* [Prompt] Of all the lines in the material, how many include the word "this"? Reply with the number alone.

* [Records with interface code]
═══

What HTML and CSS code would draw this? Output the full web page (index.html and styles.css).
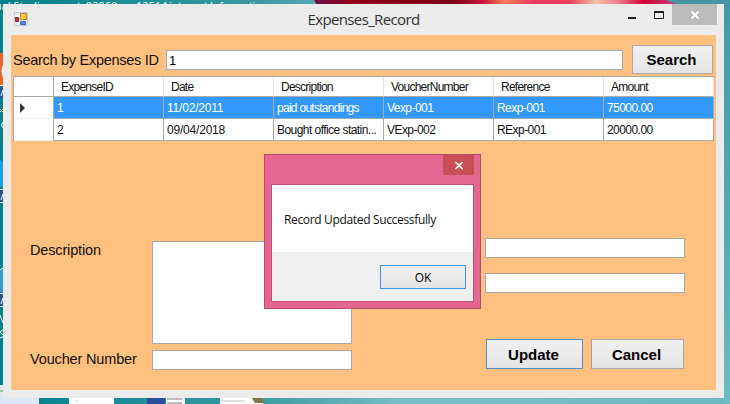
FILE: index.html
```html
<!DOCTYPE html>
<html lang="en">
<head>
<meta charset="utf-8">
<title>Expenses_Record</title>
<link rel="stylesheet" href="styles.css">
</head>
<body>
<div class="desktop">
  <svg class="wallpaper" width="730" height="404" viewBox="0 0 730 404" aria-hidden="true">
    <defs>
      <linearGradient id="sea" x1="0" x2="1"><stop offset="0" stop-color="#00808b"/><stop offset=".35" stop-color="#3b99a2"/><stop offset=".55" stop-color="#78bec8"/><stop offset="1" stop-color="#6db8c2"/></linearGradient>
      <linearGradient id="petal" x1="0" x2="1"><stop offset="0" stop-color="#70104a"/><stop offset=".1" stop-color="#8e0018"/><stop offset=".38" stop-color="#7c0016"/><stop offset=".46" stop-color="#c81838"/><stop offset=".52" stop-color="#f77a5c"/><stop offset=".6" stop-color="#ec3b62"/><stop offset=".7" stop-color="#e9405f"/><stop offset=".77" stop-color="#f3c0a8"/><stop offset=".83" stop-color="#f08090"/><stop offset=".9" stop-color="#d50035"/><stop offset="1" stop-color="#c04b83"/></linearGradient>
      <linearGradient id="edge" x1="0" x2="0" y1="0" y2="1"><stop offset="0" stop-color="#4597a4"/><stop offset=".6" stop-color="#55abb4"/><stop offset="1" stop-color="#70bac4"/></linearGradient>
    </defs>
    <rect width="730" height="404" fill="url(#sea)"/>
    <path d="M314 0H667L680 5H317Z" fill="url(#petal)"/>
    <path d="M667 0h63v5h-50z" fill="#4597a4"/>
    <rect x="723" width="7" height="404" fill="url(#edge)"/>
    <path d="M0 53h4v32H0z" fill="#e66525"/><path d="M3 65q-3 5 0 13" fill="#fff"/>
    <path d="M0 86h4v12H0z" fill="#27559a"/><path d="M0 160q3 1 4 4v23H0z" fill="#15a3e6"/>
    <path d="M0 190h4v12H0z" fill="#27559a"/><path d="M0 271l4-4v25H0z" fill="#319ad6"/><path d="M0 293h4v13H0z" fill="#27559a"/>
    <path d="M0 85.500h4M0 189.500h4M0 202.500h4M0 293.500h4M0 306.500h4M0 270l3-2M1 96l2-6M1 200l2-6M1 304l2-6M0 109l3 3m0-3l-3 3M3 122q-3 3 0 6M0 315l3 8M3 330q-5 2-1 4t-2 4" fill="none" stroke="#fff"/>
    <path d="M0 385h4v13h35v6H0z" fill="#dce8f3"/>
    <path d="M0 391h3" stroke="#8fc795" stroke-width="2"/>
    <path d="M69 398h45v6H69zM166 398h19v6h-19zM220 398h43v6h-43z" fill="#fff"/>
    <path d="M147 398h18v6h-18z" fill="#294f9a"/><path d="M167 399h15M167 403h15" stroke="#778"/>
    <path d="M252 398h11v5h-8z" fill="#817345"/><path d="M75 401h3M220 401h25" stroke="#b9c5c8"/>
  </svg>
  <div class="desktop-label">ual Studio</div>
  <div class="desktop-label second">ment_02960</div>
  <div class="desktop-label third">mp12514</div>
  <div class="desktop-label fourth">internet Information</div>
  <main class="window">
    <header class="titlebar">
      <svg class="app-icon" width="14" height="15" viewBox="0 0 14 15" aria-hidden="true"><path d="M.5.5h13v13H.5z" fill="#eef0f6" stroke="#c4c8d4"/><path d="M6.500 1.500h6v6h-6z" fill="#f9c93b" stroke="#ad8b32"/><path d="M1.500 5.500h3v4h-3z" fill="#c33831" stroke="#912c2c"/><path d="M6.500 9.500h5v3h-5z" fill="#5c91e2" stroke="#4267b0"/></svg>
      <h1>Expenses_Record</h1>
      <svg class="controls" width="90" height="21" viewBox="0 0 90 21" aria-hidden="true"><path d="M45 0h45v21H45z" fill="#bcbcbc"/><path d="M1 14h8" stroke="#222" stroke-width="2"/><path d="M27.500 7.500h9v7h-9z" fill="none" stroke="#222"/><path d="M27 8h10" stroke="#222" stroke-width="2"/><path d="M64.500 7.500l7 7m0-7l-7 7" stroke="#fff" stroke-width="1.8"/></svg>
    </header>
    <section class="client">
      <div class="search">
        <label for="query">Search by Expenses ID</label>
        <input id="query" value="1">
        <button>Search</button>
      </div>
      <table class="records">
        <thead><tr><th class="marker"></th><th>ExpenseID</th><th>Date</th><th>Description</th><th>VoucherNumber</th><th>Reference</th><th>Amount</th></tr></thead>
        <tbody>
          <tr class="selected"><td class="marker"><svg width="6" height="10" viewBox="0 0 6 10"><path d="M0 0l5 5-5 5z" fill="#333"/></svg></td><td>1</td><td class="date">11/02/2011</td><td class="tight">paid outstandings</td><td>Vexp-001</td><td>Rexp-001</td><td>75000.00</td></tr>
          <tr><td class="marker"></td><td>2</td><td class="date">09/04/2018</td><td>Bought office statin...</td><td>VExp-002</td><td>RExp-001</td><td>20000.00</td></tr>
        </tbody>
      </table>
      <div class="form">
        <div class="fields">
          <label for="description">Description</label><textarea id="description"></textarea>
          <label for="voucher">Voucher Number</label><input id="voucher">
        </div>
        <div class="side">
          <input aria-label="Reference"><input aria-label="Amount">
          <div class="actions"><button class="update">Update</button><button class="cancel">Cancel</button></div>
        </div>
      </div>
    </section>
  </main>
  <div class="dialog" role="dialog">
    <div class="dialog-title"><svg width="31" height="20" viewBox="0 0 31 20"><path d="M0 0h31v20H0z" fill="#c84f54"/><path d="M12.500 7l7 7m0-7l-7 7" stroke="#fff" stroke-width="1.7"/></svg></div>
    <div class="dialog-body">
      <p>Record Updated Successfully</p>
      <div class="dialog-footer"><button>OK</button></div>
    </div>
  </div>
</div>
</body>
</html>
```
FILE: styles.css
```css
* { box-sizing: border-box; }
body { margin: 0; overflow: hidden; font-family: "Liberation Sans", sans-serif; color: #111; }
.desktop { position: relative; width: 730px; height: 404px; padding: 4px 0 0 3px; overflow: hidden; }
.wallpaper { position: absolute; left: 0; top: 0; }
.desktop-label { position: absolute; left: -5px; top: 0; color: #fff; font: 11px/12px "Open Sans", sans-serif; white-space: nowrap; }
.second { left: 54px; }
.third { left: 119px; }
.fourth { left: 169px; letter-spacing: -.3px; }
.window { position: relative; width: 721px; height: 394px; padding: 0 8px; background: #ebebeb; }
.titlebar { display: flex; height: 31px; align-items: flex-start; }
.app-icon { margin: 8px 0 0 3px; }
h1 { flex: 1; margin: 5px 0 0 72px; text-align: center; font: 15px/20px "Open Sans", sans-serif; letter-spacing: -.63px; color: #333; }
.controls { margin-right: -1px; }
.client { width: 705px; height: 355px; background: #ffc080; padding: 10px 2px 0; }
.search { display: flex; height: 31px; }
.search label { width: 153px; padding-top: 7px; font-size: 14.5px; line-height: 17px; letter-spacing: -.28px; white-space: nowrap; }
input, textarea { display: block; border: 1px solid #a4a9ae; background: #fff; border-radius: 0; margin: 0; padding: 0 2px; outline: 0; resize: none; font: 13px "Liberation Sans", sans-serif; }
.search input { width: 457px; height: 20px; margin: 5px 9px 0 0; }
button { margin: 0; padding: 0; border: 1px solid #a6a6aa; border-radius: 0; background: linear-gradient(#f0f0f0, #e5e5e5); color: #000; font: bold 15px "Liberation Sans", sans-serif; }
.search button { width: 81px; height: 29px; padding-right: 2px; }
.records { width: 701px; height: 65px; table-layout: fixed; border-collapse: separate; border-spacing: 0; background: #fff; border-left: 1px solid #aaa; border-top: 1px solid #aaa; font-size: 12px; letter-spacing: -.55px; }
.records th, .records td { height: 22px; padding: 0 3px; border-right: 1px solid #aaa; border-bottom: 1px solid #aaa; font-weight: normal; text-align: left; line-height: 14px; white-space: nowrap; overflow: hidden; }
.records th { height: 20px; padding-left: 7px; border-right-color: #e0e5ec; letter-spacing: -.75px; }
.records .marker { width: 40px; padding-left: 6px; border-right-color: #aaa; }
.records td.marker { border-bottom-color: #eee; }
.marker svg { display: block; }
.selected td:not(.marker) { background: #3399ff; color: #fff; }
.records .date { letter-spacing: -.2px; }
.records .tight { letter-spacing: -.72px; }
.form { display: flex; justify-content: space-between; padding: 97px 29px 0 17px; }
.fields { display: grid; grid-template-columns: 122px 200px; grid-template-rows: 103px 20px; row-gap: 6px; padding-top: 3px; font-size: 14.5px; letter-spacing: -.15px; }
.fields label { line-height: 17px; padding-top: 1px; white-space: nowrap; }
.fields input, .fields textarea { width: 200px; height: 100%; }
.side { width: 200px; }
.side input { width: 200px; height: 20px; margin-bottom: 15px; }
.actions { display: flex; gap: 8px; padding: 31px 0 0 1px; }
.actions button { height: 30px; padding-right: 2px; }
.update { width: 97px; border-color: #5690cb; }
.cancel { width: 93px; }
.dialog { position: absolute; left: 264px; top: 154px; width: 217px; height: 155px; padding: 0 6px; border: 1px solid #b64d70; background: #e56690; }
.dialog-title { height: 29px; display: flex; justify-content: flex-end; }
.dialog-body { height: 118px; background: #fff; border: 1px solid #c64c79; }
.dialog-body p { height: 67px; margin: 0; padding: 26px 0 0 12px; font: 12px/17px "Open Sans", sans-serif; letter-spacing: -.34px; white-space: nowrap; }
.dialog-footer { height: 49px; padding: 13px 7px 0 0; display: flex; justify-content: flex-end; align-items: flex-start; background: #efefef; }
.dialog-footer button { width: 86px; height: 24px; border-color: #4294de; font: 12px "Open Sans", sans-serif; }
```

═══

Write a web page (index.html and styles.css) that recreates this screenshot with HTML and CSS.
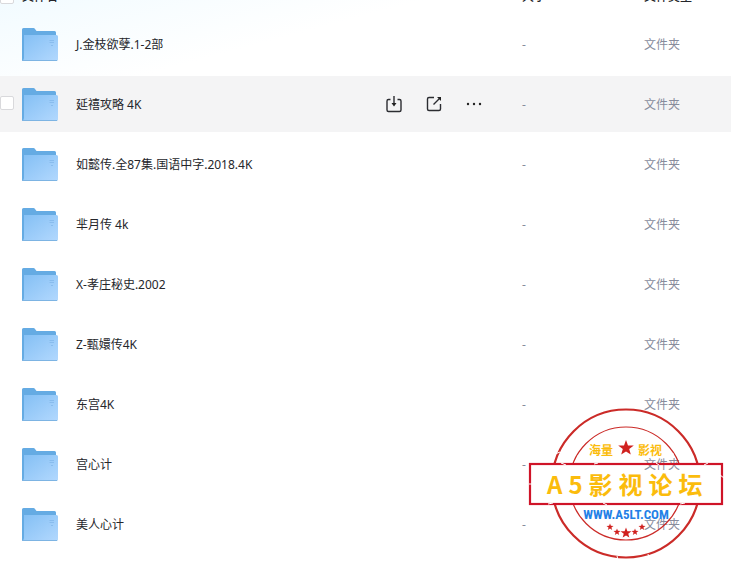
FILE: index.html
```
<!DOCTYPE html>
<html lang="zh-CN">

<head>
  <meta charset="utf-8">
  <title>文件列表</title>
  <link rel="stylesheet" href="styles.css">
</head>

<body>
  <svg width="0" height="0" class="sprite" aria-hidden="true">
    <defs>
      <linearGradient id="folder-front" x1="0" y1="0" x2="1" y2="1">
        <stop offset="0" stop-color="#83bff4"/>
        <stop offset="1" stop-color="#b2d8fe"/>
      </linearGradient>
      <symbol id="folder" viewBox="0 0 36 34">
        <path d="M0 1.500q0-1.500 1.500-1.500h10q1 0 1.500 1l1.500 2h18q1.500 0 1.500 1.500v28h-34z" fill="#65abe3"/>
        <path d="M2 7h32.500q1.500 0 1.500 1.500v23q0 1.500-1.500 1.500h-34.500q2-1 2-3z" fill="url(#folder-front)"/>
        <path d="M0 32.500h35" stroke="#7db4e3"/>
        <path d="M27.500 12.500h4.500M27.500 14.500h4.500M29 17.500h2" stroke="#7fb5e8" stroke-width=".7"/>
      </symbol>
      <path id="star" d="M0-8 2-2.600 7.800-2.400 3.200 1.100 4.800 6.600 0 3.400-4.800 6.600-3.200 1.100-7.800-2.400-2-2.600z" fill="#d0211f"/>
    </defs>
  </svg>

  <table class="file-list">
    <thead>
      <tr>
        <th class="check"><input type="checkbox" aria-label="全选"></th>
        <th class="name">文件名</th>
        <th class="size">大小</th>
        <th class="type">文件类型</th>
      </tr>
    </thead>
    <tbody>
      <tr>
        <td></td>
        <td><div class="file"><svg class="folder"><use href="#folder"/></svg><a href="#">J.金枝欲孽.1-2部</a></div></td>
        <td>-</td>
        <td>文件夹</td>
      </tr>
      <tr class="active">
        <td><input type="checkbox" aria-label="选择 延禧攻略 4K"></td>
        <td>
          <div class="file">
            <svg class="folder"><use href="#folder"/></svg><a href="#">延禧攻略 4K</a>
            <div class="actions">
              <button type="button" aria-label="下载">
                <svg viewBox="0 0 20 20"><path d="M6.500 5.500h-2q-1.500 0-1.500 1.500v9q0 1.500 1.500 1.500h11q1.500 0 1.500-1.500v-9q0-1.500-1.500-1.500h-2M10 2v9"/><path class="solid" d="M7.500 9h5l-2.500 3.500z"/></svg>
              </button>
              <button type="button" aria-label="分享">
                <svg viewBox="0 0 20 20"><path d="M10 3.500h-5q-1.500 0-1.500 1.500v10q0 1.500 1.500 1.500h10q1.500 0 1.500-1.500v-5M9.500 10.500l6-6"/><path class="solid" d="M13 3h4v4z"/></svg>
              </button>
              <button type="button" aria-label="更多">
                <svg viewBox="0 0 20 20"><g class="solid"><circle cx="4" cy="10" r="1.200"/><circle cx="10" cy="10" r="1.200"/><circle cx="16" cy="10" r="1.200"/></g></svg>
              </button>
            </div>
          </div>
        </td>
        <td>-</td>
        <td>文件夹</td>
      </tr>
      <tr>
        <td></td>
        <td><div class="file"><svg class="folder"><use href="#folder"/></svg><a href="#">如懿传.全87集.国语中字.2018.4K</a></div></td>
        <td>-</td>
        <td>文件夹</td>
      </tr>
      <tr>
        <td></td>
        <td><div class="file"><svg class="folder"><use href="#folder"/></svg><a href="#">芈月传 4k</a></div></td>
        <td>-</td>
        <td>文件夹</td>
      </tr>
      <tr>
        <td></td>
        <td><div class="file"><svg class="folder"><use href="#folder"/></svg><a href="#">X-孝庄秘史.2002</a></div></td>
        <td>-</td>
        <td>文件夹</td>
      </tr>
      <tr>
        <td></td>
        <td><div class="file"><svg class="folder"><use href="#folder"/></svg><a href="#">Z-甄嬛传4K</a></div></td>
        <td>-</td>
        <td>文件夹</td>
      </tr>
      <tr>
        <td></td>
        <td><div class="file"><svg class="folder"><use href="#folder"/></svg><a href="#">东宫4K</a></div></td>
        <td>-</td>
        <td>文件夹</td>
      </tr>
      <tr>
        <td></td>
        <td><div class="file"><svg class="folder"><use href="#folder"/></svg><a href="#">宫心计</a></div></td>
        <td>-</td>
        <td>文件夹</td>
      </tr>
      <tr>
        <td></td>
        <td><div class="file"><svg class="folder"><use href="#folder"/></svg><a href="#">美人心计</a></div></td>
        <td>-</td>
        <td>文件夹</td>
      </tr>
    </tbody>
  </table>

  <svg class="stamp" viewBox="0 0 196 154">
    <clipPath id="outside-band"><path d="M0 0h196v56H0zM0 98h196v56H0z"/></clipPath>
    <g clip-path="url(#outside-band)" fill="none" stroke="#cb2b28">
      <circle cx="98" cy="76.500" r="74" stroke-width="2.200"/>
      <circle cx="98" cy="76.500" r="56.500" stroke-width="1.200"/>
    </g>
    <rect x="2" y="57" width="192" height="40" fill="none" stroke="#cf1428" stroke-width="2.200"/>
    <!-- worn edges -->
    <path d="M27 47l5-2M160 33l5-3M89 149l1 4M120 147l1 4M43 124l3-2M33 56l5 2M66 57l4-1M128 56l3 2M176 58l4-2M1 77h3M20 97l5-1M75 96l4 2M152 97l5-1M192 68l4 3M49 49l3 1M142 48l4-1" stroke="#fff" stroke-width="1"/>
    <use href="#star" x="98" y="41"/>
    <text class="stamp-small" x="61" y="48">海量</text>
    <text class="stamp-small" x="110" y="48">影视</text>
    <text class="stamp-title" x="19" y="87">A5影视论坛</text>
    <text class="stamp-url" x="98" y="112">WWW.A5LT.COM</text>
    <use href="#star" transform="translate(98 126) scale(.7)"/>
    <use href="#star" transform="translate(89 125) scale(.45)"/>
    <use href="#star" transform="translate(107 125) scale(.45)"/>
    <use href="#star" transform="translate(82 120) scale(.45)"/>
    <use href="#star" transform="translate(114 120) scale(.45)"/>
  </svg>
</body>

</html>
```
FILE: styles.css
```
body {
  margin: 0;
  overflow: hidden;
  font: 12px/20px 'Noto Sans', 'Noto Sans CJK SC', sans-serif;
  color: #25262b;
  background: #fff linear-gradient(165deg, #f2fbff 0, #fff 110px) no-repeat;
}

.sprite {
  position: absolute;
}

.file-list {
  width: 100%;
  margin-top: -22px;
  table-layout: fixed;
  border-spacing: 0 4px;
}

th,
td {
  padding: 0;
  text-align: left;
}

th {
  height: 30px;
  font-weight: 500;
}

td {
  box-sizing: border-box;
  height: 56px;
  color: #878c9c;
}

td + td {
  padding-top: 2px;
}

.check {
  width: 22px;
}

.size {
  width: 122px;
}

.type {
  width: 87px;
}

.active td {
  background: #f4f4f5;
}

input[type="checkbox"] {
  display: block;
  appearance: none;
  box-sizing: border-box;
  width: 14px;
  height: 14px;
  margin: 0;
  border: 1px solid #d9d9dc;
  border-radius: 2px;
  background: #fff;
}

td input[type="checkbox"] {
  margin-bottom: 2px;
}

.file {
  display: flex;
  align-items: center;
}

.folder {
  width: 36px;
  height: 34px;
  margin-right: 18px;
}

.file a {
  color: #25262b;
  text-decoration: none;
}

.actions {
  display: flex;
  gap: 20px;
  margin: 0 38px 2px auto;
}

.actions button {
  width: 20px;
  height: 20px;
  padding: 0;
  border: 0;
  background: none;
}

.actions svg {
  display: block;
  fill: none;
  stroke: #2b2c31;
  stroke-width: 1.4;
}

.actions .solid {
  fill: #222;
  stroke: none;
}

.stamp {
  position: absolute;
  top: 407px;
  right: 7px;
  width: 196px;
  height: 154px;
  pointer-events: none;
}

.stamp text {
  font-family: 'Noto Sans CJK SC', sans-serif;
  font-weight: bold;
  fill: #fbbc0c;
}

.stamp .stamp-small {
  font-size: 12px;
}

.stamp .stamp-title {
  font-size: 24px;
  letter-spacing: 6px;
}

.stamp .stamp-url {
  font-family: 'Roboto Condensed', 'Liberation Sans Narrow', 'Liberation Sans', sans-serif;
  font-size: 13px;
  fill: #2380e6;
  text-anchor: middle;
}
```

═══

* [Task result] 2